# Written task
What follows is a set of records; restate each one word for word and drop the pictures.

— start Entries shown —

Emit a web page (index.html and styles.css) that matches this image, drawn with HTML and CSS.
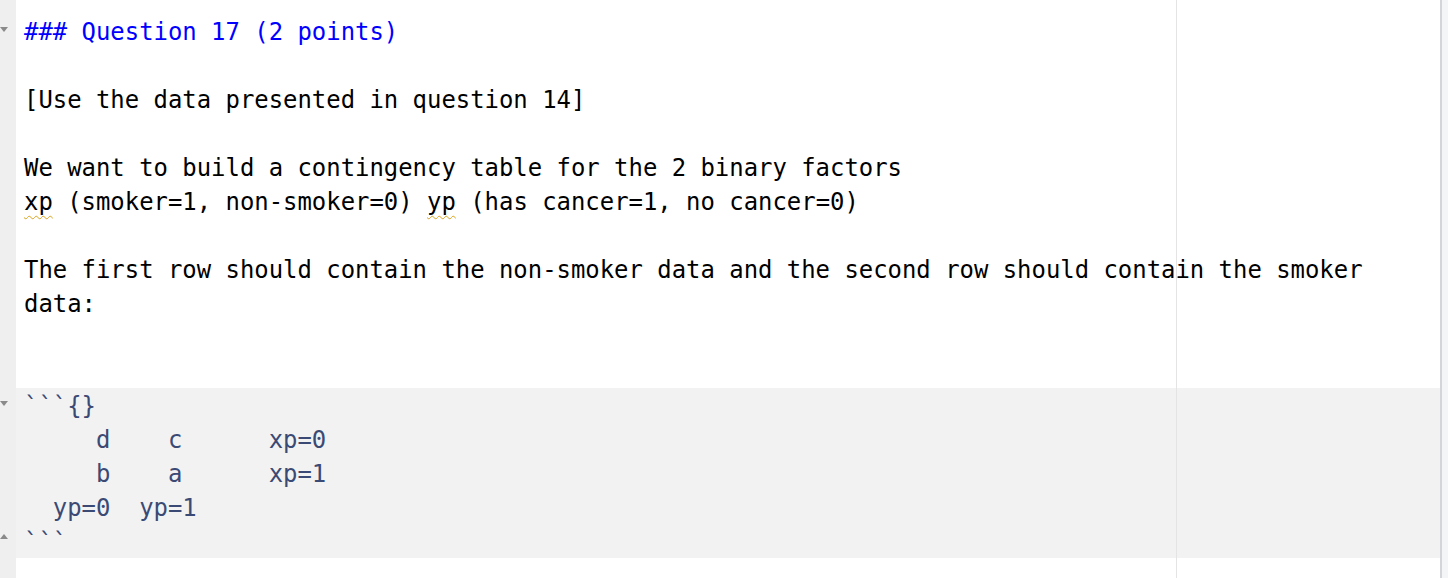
FILE: index.html
```html
<!DOCTYPE html>
<html>
<head>
<meta charset="utf-8">
<link rel="stylesheet" href="styles.css">
</head>
<body>
<div class="editor">
  <div class="gutter">
    <div class="gl"><span class="fold down"></span></div>
    <div class="gl"></div><div class="gl"></div><div class="gl"></div><div class="gl"></div>
    <div class="gl"></div><div class="gl"></div><div class="gl"></div><div class="gl"></div>
    <div class="gl"></div><div class="gl"></div>
    <div class="gl"><span class="fold down"></span></div>
    <div class="gl"></div><div class="gl"></div><div class="gl"></div>
    <div class="gl"><span class="fold up"></span></div>
    <div class="gl"></div>
  </div>
  <div class="content">
    <div class="margin-line"></div>
    <div class="line hdr">### Question 17 (2 points)</div>
    <div class="line"> </div>
    <div class="line">[Use the data presented in question 14]</div>
    <div class="line"> </div>
    <div class="line">We want to build a contingency table for the 2 binary factors</div>
    <div class="line"><span class="sp">xp</span> (smoker=1, non-smoker=0) <span class="sp">yp</span> (has cancer=1, no cancer=0)</div>
    <div class="line"> </div>
    <div class="line">The first row should contain the non-smoker data and the second row should contain the smoker</div>
    <div class="line">data:</div>
    <div class="line"> </div>
    <div class="line"> </div>
    <div class="chunk">
      <div class="line">```{}</div>
      <div class="line">     d    c      xp=0</div>
      <div class="line">     b    a      xp=1</div>
      <div class="line">  yp=0  yp=1</div>
      <div class="line">```</div>
    </div>
    <div class="line"> </div>
  </div>
  <div class="vborder"></div>
  <div class="scroll"></div>
</div>
</body>
</html>
```
FILE: styles.css
```css
html, body {
  margin: 0;
  padding: 0;
  background: #ffffff;
  height: 100%;
  overflow: hidden;
}
.editor {
  display: flex;
  height: 578px;
}
.gutter {
  width: 16px;
  flex: none;
  background: #efefef;
  padding-top: 14px;
  box-sizing: border-box;
}
.gl {
  height: 34px;
  display: flex;
  align-items: center;
  padding-left: 0;
}
.fold {
  width: 0;
  height: 0;
  border-left: 4.5px solid transparent;
  border-right: 4.5px solid transparent;
}
.fold.down {
  border-top: 5px solid #8a8a8a;
  margin-top: -3px;
}
.fold.up {
  border-bottom: 5px solid #8a8a8a;
  margin-top: -10px;
}
.content {
  flex: 1;
  position: relative;
  padding-top: 14px;
  font-family: "DejaVu Sans Mono", "Liberation Mono", monospace;
  font-size: 23.92px;
  color: #000000;
}
.margin-line {
  position: absolute;
  left: 1160px;
  top: 0;
  bottom: 0;
  width: 1px;
  background: #e4e4e4;
}
.line {
  height: 33px;
  padding-top: 1px;
  line-height: 34px;
  white-space: pre;
  padding-left: 8px;
}
.hdr {
  color: #0000ff;
}
.sp {
  text-decoration: underline wavy #d9a21b;
  text-decoration-thickness: 1px;
  text-underline-offset: 5px;
}
.chunk {
  background: #f2f2f2;
  color: #3b4a74;
}
.vborder {
  width: 2px;
  flex: none;
  background: #d3d5d9;
}
.scroll {
  width: 6px;
  flex: none;
  background: #f4f5f7;
}
```
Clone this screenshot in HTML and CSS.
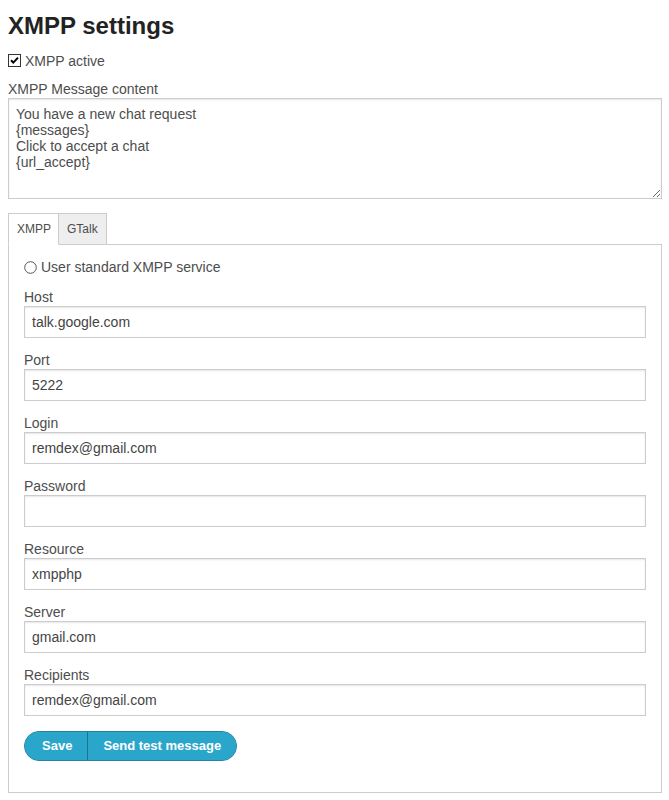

— end Entries shown —

# Result below
Emit a web page (index.html and styles.css) that matches this image, drawn with HTML and CSS.
FILE: index.html
```html
<!DOCTYPE html>
<html>
<head>
<meta charset="utf-8">
<link rel="stylesheet" href="styles.css">
</head>
<body>
<div class="editor">
  <div class="gutter">
    <div class="gl"><span class="fold down"></span></div>
    <div class="gl"></div><div class="gl"></div><div class="gl"></div><div class="gl"></div>
    <div class="gl"></div><div class="gl"></div><div class="gl"></div><div class="gl"></div>
    <div class="gl"></div><div class="gl"></div>
    <div class="gl"><span class="fold down"></span></div>
    <div class="gl"></div><div class="gl"></div><div class="gl"></div>
    <div class="gl"><span class="fold up"></span></div>
    <div class="gl"></div>
  </div>
  <div class="content">
    <div class="margin-line"></div>
    <div class="line hdr">### Question 17 (2 points)</div>
    <div class="line"> </div>
    <div class="line">[Use the data presented in question 14]</div>
    <div class="line"> </div>
    <div class="line">We want to build a contingency table for the 2 binary factors</div>
    <div class="line"><span class="sp">xp</span> (smoker=1, non-smoker=0) <span class="sp">yp</span> (has cancer=1, no cancer=0)</div>
    <div class="line"> </div>
    <div class="line">The first row should contain the non-smoker data and the second row should contain the smoker</div>
    <div class="line">data:</div>
    <div class="line"> </div>
    <div class="line"> </div>
    <div class="chunk">
      <div class="line">```{}</div>
      <div class="line">     d    c      xp=0</div>
      <div class="line">     b    a      xp=1</div>
      <div class="line">  yp=0  yp=1</div>
      <div class="line">```</div>
    </div>
    <div class="line"> </div>
  </div>
  <div class="vborder"></div>
  <div class="scroll"></div>
</div>
</body>
</html>
```
FILE: styles.css
```css
html, body {
  margin: 0;
  padding: 0;
  background: #ffffff;
  height: 100%;
  overflow: hidden;
}
.editor {
  display: flex;
  height: 578px;
}
.gutter {
  width: 16px;
  flex: none;
  background: #efefef;
  padding-top: 14px;
  box-sizing: border-box;
}
.gl {
  height: 34px;
  display: flex;
  align-items: center;
  padding-left: 0;
}
.fold {
  width: 0;
  height: 0;
  border-left: 4.5px solid transparent;
  border-right: 4.5px solid transparent;
}
.fold.down {
  border-top: 5px solid #8a8a8a;
  margin-top: -3px;
}
.fold.up {
  border-bottom: 5px solid #8a8a8a;
  margin-top: -10px;
}
.content {
  flex: 1;
  position: relative;
  padding-top: 14px;
  font-family: "DejaVu Sans Mono", "Liberation Mono", monospace;
  font-size: 23.92px;
  color: #000000;
}
.margin-line {
  position: absolute;
  left: 1160px;
  top: 0;
  bottom: 0;
  width: 1px;
  background: #e4e4e4;
}
.line {
  height: 33px;
  padding-top: 1px;
  line-height: 34px;
  white-space: pre;
  padding-left: 8px;
}
.hdr {
  color: #0000ff;
}
.sp {
  text-decoration: underline wavy #d9a21b;
  text-decoration-thickness: 1px;
  text-underline-offset: 5px;
}
.chunk {
  background: #f2f2f2;
  color: #3b4a74;
}
.vborder {
  width: 2px;
  flex: none;
  background: #d3d5d9;
}
.scroll {
  width: 6px;
  flex: none;
  background: #f4f5f7;
}
```
Clone this screenshot in HTML and CSS.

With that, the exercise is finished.